*Written task*
An exact copy of all the data is required, with pictures left out.
— START —
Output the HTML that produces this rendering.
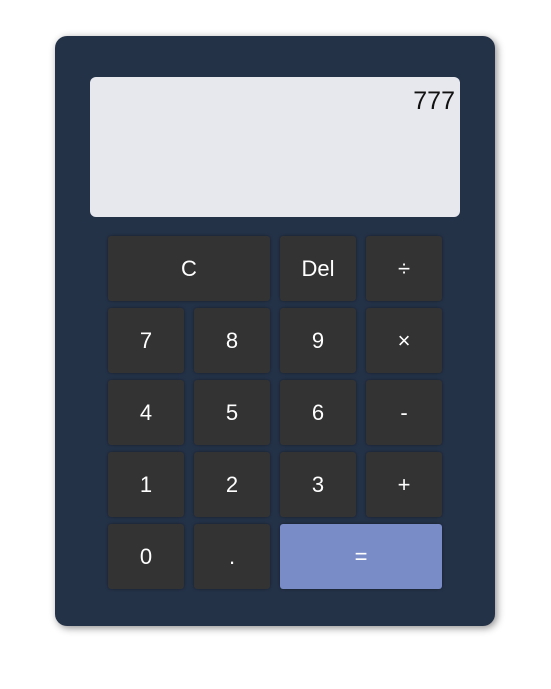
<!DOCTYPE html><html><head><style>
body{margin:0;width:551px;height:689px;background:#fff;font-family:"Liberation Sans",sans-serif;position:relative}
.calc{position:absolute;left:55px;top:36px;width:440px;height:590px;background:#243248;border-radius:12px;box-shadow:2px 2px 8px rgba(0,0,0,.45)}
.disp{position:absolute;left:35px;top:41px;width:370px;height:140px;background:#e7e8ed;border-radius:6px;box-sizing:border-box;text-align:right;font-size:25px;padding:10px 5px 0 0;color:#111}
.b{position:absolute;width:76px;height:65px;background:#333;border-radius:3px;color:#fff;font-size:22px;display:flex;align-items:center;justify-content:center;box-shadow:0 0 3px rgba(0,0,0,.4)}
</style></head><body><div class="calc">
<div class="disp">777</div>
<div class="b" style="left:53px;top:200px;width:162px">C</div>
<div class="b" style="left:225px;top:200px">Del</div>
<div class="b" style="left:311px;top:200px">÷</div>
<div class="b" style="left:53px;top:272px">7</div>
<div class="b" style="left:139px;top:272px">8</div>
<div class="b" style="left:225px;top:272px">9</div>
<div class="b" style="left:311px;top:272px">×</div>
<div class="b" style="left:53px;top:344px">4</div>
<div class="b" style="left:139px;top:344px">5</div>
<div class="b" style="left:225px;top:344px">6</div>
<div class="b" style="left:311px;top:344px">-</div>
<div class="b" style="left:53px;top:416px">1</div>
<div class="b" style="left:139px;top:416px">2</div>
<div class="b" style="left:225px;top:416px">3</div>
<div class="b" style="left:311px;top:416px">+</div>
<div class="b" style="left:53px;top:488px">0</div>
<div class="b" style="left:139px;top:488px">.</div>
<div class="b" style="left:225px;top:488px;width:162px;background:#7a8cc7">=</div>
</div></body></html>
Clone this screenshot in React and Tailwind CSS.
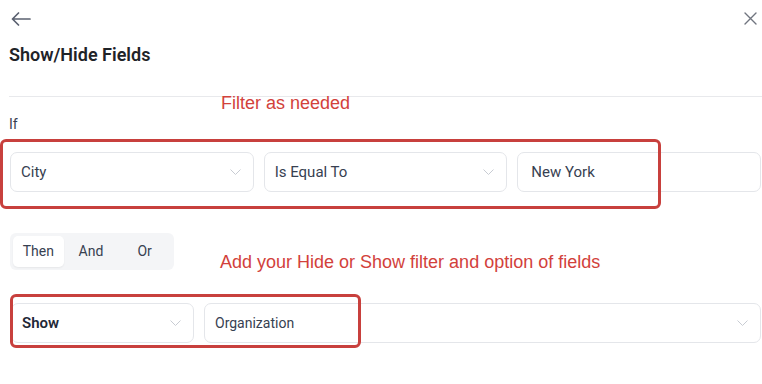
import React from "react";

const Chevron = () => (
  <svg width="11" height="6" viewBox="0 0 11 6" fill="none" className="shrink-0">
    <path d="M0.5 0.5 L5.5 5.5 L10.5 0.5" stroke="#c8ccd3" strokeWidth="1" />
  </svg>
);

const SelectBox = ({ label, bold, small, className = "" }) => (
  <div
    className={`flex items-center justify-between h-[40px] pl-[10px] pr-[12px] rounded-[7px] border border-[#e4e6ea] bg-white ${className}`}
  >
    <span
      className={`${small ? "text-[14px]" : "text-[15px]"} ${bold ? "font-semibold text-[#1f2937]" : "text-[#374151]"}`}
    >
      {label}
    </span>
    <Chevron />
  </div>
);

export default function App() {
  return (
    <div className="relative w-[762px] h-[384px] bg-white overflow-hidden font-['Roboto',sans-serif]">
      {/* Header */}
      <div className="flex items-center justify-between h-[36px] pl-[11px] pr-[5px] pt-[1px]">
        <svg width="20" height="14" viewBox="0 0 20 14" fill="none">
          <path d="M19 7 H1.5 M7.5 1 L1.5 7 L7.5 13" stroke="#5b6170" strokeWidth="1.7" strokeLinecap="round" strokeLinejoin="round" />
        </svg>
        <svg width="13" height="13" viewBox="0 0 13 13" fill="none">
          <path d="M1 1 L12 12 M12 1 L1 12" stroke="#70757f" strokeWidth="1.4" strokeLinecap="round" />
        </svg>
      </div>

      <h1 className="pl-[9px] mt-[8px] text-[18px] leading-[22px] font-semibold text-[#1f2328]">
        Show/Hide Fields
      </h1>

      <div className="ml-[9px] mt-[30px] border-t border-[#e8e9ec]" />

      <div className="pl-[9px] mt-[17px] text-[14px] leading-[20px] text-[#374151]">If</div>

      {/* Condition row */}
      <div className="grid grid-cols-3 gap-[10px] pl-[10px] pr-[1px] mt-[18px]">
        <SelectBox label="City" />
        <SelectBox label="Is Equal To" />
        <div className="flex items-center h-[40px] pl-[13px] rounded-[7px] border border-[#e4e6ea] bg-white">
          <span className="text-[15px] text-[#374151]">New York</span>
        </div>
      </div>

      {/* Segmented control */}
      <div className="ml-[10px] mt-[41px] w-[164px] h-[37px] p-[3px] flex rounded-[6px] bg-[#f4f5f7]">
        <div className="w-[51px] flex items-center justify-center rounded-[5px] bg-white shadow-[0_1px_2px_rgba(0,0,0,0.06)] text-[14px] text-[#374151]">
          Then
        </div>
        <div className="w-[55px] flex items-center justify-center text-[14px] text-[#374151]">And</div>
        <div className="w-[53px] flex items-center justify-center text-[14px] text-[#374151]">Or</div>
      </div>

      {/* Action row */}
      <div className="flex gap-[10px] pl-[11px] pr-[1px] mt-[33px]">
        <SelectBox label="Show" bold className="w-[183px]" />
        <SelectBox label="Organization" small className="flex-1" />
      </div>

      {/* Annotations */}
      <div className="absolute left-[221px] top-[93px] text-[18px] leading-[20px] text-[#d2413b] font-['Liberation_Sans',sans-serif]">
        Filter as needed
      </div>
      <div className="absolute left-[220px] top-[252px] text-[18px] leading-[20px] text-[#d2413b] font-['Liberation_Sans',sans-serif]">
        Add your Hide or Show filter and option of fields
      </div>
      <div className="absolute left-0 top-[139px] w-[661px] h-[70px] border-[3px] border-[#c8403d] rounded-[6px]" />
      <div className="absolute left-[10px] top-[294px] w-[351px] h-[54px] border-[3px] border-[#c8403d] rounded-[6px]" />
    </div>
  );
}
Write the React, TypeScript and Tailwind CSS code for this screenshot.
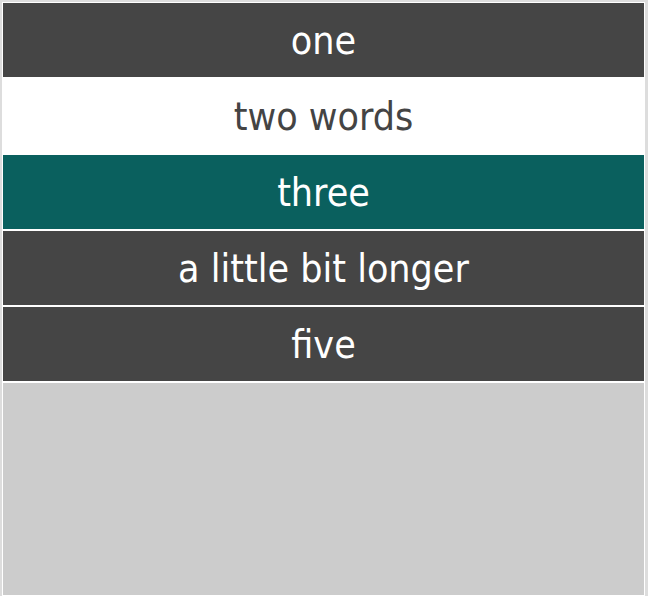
— END —
*Worked answer*
Output the HTML that produces this rendering.
<!DOCTYPE html><html><head><style>
body{margin:0;width:551px;height:689px;background:#fff;font-family:"Liberation Sans",sans-serif;position:relative}
.calc{position:absolute;left:55px;top:36px;width:440px;height:590px;background:#243248;border-radius:12px;box-shadow:2px 2px 8px rgba(0,0,0,.45)}
.disp{position:absolute;left:35px;top:41px;width:370px;height:140px;background:#e7e8ed;border-radius:6px;box-sizing:border-box;text-align:right;font-size:25px;padding:10px 5px 0 0;color:#111}
.b{position:absolute;width:76px;height:65px;background:#333;border-radius:3px;color:#fff;font-size:22px;display:flex;align-items:center;justify-content:center;box-shadow:0 0 3px rgba(0,0,0,.4)}
</style></head><body><div class="calc">
<div class="disp">777</div>
<div class="b" style="left:53px;top:200px;width:162px">C</div>
<div class="b" style="left:225px;top:200px">Del</div>
<div class="b" style="left:311px;top:200px">÷</div>
<div class="b" style="left:53px;top:272px">7</div>
<div class="b" style="left:139px;top:272px">8</div>
<div class="b" style="left:225px;top:272px">9</div>
<div class="b" style="left:311px;top:272px">×</div>
<div class="b" style="left:53px;top:344px">4</div>
<div class="b" style="left:139px;top:344px">5</div>
<div class="b" style="left:225px;top:344px">6</div>
<div class="b" style="left:311px;top:344px">-</div>
<div class="b" style="left:53px;top:416px">1</div>
<div class="b" style="left:139px;top:416px">2</div>
<div class="b" style="left:225px;top:416px">3</div>
<div class="b" style="left:311px;top:416px">+</div>
<div class="b" style="left:53px;top:488px">0</div>
<div class="b" style="left:139px;top:488px">.</div>
<div class="b" style="left:225px;top:488px;width:162px;background:#7a8cc7">=</div>
</div></body></html>
Clone this screenshot in React and Tailwind CSS.
import React from "react";

const Chevron = () => (
  <svg width="11" height="6" viewBox="0 0 11 6" fill="none" className="shrink-0">
    <path d="M0.5 0.5 L5.5 5.5 L10.5 0.5" stroke="#c8ccd3" strokeWidth="1" />
  </svg>
);

const SelectBox = ({ label, bold, small, className = "" }) => (
  <div
    className={`flex items-center justify-between h-[40px] pl-[10px] pr-[12px] rounded-[7px] border border-[#e4e6ea] bg-white ${className}`}
  >
    <span
      className={`${small ? "text-[14px]" : "text-[15px]"} ${bold ? "font-semibold text-[#1f2937]" : "text-[#374151]"}`}
    >
      {label}
    </span>
    <Chevron />
  </div>
);

export default function App() {
  return (
    <div className="relative w-[762px] h-[384px] bg-white overflow-hidden font-['Roboto',sans-serif]">
      {/* Header */}
      <div className="flex items-center justify-between h-[36px] pl-[11px] pr-[5px] pt-[1px]">
        <svg width="20" height="14" viewBox="0 0 20 14" fill="none">
          <path d="M19 7 H1.5 M7.5 1 L1.5 7 L7.5 13" stroke="#5b6170" strokeWidth="1.7" strokeLinecap="round" strokeLinejoin="round" />
        </svg>
        <svg width="13" height="13" viewBox="0 0 13 13" fill="none">
          <path d="M1 1 L12 12 M12 1 L1 12" stroke="#70757f" strokeWidth="1.4" strokeLinecap="round" />
        </svg>
      </div>

      <h1 className="pl-[9px] mt-[8px] text-[18px] leading-[22px] font-semibold text-[#1f2328]">
        Show/Hide Fields
      </h1>

      <div className="ml-[9px] mt-[30px] border-t border-[#e8e9ec]" />

      <div className="pl-[9px] mt-[17px] text-[14px] leading-[20px] text-[#374151]">If</div>

      {/* Condition row */}
      <div className="grid grid-cols-3 gap-[10px] pl-[10px] pr-[1px] mt-[18px]">
        <SelectBox label="City" />
        <SelectBox label="Is Equal To" />
        <div className="flex items-center h-[40px] pl-[13px] rounded-[7px] border border-[#e4e6ea] bg-white">
          <span className="text-[15px] text-[#374151]">New York</span>
        </div>
      </div>

      {/* Segmented control */}
      <div className="ml-[10px] mt-[41px] w-[164px] h-[37px] p-[3px] flex rounded-[6px] bg-[#f4f5f7]">
        <div className="w-[51px] flex items-center justify-center rounded-[5px] bg-white shadow-[0_1px_2px_rgba(0,0,0,0.06)] text-[14px] text-[#374151]">
          Then
        </div>
        <div className="w-[55px] flex items-center justify-center text-[14px] text-[#374151]">And</div>
        <div className="w-[53px] flex items-center justify-center text-[14px] text-[#374151]">Or</div>
      </div>

      {/* Action row */}
      <div className="flex gap-[10px] pl-[11px] pr-[1px] mt-[33px]">
        <SelectBox label="Show" bold className="w-[183px]" />
        <SelectBox label="Organization" small className="flex-1" />
      </div>

      {/* Annotations */}
      <div className="absolute left-[221px] top-[93px] text-[18px] leading-[20px] text-[#d2413b] font-['Liberation_Sans',sans-serif]">
        Filter as needed
      </div>
      <div className="absolute left-[220px] top-[252px] text-[18px] leading-[20px] text-[#d2413b] font-['Liberation_Sans',sans-serif]">
        Add your Hide or Show filter and option of fields
      </div>
      <div className="absolute left-0 top-[139px] w-[661px] h-[70px] border-[3px] border-[#c8403d] rounded-[6px]" />
      <div className="absolute left-[10px] top-[294px] w-[351px] h-[54px] border-[3px] border-[#c8403d] rounded-[6px]" />
    </div>
  );
}
Write the React, TypeScript and Tailwind CSS code for this screenshot.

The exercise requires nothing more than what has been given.